**TASK BRIEF:**
Restate each line of the listing exactly, without carrying over any pictures.

**DATA EXTRACT:**
==================================================

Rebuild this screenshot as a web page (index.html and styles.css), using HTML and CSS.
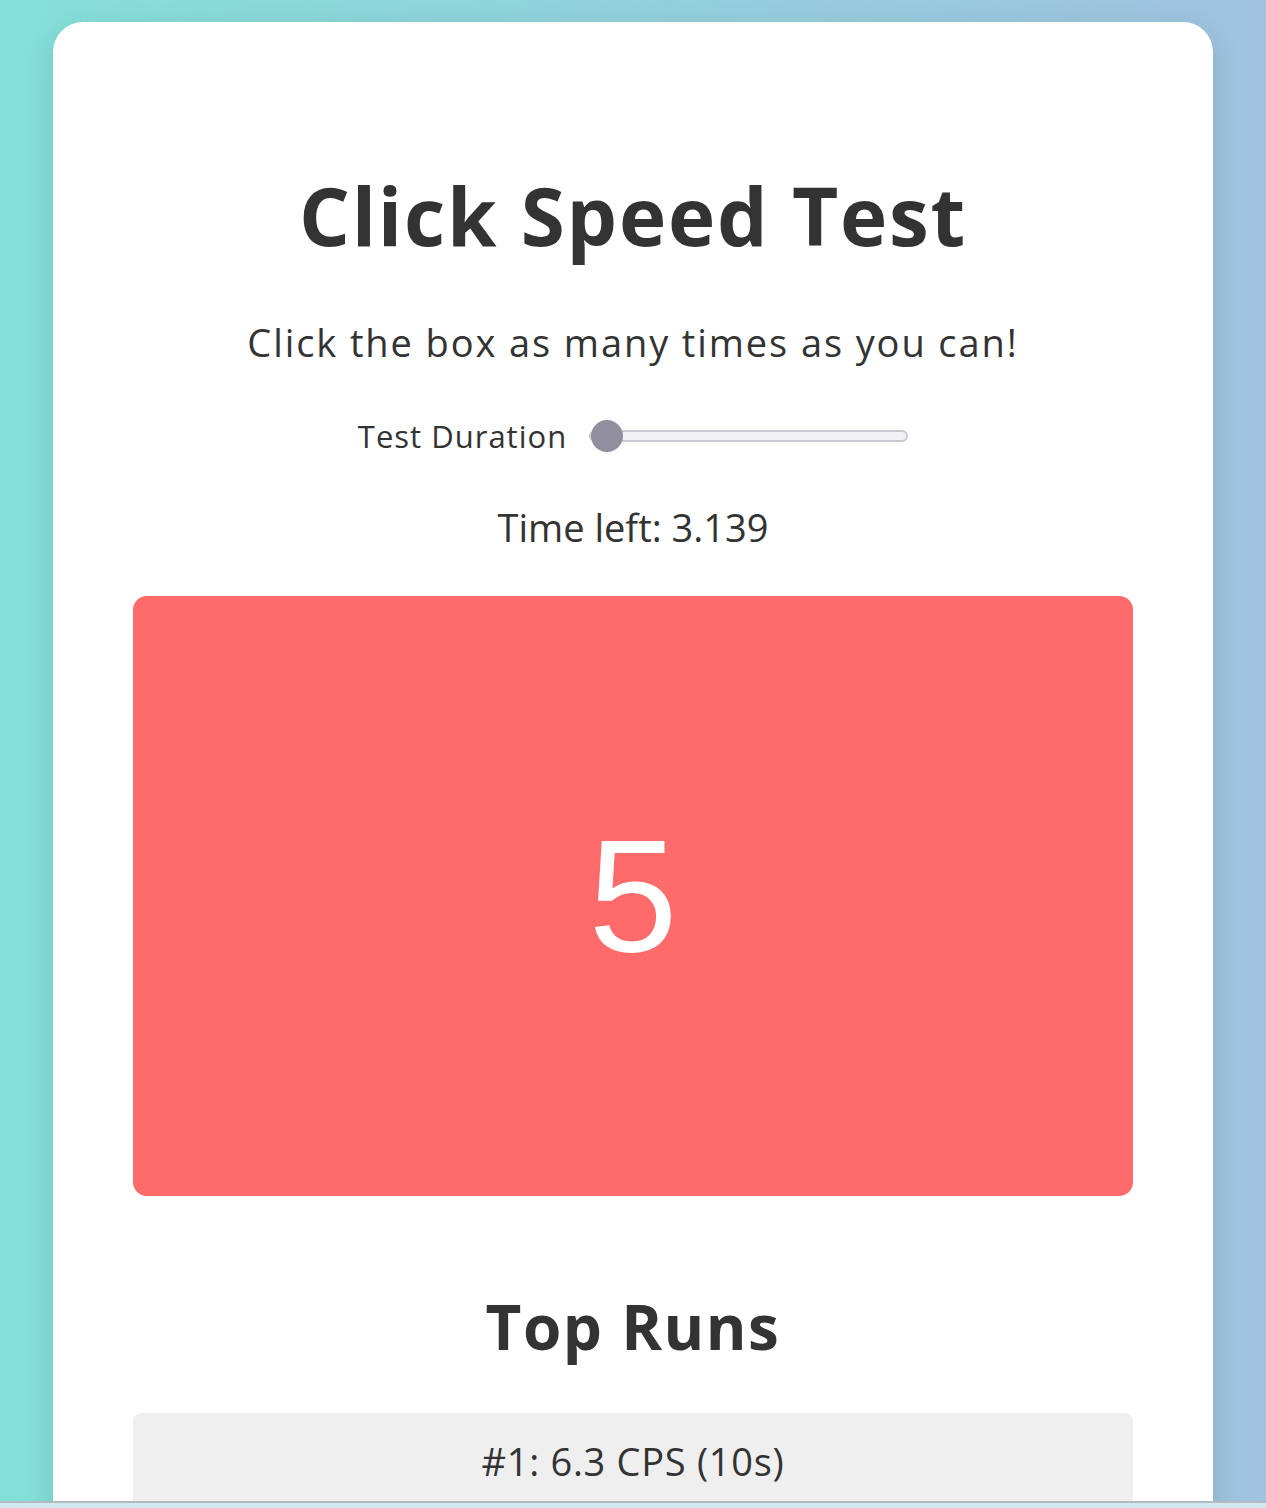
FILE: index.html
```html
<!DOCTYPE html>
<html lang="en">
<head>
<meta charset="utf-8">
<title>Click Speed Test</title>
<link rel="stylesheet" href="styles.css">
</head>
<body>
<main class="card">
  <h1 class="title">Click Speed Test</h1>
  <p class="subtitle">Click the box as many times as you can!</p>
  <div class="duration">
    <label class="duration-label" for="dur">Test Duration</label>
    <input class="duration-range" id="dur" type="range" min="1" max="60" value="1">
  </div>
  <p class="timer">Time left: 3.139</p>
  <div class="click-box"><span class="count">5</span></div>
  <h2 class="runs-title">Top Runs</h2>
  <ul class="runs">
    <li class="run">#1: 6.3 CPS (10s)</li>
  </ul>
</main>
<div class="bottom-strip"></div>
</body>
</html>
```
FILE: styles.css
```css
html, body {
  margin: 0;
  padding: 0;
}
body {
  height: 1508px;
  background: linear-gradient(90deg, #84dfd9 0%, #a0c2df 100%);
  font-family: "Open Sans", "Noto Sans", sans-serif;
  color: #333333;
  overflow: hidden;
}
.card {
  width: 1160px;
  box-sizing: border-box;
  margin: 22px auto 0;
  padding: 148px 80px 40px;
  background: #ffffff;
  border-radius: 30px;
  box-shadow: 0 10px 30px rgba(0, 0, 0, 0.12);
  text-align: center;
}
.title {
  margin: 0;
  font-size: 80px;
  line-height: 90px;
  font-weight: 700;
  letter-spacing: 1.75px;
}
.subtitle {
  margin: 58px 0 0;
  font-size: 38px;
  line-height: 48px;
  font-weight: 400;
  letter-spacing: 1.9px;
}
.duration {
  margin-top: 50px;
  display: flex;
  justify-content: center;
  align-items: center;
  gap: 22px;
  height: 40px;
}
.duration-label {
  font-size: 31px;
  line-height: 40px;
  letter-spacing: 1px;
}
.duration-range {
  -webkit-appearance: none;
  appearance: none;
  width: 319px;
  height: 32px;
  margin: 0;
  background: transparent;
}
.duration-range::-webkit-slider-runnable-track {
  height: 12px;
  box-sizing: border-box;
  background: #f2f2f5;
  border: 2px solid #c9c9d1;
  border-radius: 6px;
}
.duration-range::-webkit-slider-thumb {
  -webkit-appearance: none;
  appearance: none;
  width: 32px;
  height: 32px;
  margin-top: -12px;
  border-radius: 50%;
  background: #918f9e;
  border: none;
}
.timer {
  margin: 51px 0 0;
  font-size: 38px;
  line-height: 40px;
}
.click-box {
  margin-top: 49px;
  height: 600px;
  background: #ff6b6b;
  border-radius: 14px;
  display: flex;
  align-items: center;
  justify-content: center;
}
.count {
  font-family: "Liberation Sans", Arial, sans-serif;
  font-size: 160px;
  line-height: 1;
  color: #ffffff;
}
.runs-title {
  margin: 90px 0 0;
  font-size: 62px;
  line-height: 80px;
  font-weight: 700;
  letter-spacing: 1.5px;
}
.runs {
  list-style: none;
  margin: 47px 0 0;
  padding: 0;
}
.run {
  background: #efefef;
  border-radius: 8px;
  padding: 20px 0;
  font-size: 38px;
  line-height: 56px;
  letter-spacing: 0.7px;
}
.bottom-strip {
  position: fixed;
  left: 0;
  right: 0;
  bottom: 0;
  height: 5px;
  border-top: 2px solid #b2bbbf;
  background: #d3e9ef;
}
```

==================================================

**THE ANSWER:**
Rebuild this screenshot as a web page (index.html and styles.css), using HTML and CSS.
FILE: index.html
```html
<!DOCTYPE html>
<html lang="en">
<head>
<meta charset="utf-8">
<title>Click Speed Test</title>
<link rel="stylesheet" href="styles.css">
</head>
<body>
<main class="card">
  <h1 class="title">Click Speed Test</h1>
  <p class="subtitle">Click the box as many times as you can!</p>
  <div class="duration">
    <label class="duration-label" for="dur">Test Duration</label>
    <input class="duration-range" id="dur" type="range" min="1" max="60" value="1">
  </div>
  <p class="timer">Time left: 3.139</p>
  <div class="click-box"><span class="count">5</span></div>
  <h2 class="runs-title">Top Runs</h2>
  <ul class="runs">
    <li class="run">#1: 6.3 CPS (10s)</li>
  </ul>
</main>
<div class="bottom-strip"></div>
</body>
</html>
```
FILE: styles.css
```css
html, body {
  margin: 0;
  padding: 0;
}
body {
  height: 1508px;
  background: linear-gradient(90deg, #84dfd9 0%, #a0c2df 100%);
  font-family: "Open Sans", "Noto Sans", sans-serif;
  color: #333333;
  overflow: hidden;
}
.card {
  width: 1160px;
  box-sizing: border-box;
  margin: 22px auto 0;
  padding: 148px 80px 40px;
  background: #ffffff;
  border-radius: 30px;
  box-shadow: 0 10px 30px rgba(0, 0, 0, 0.12);
  text-align: center;
}
.title {
  margin: 0;
  font-size: 80px;
  line-height: 90px;
  font-weight: 700;
  letter-spacing: 1.75px;
}
.subtitle {
  margin: 58px 0 0;
  font-size: 38px;
  line-height: 48px;
  font-weight: 400;
  letter-spacing: 1.9px;
}
.duration {
  margin-top: 50px;
  display: flex;
  justify-content: center;
  align-items: center;
  gap: 22px;
  height: 40px;
}
.duration-label {
  font-size: 31px;
  line-height: 40px;
  letter-spacing: 1px;
}
.duration-range {
  -webkit-appearance: none;
  appearance: none;
  width: 319px;
  height: 32px;
  margin: 0;
  background: transparent;
}
.duration-range::-webkit-slider-runnable-track {
  height: 12px;
  box-sizing: border-box;
  background: #f2f2f5;
  border: 2px solid #c9c9d1;
  border-radius: 6px;
}
.duration-range::-webkit-slider-thumb {
  -webkit-appearance: none;
  appearance: none;
  width: 32px;
  height: 32px;
  margin-top: -12px;
  border-radius: 50%;
  background: #918f9e;
  border: none;
}
.timer {
  margin: 51px 0 0;
  font-size: 38px;
  line-height: 40px;
}
.click-box {
  margin-top: 49px;
  height: 600px;
  background: #ff6b6b;
  border-radius: 14px;
  display: flex;
  align-items: center;
  justify-content: center;
}
.count {
  font-family: "Liberation Sans", Arial, sans-serif;
  font-size: 160px;
  line-height: 1;
  color: #ffffff;
}
.runs-title {
  margin: 90px 0 0;
  font-size: 62px;
  line-height: 80px;
  font-weight: 700;
  letter-spacing: 1.5px;
}
.runs {
  list-style: none;
  margin: 47px 0 0;
  padding: 0;
}
.run {
  background: #efefef;
  border-radius: 8px;
  padding: 20px 0;
  font-size: 38px;
  line-height: 56px;
  letter-spacing: 0.7px;
}
.bottom-strip {
  position: fixed;
  left: 0;
  right: 0;
  bottom: 0;
  height: 5px;
  border-top: 2px solid #b2bbbf;
  background: #d3e9ef;
}
```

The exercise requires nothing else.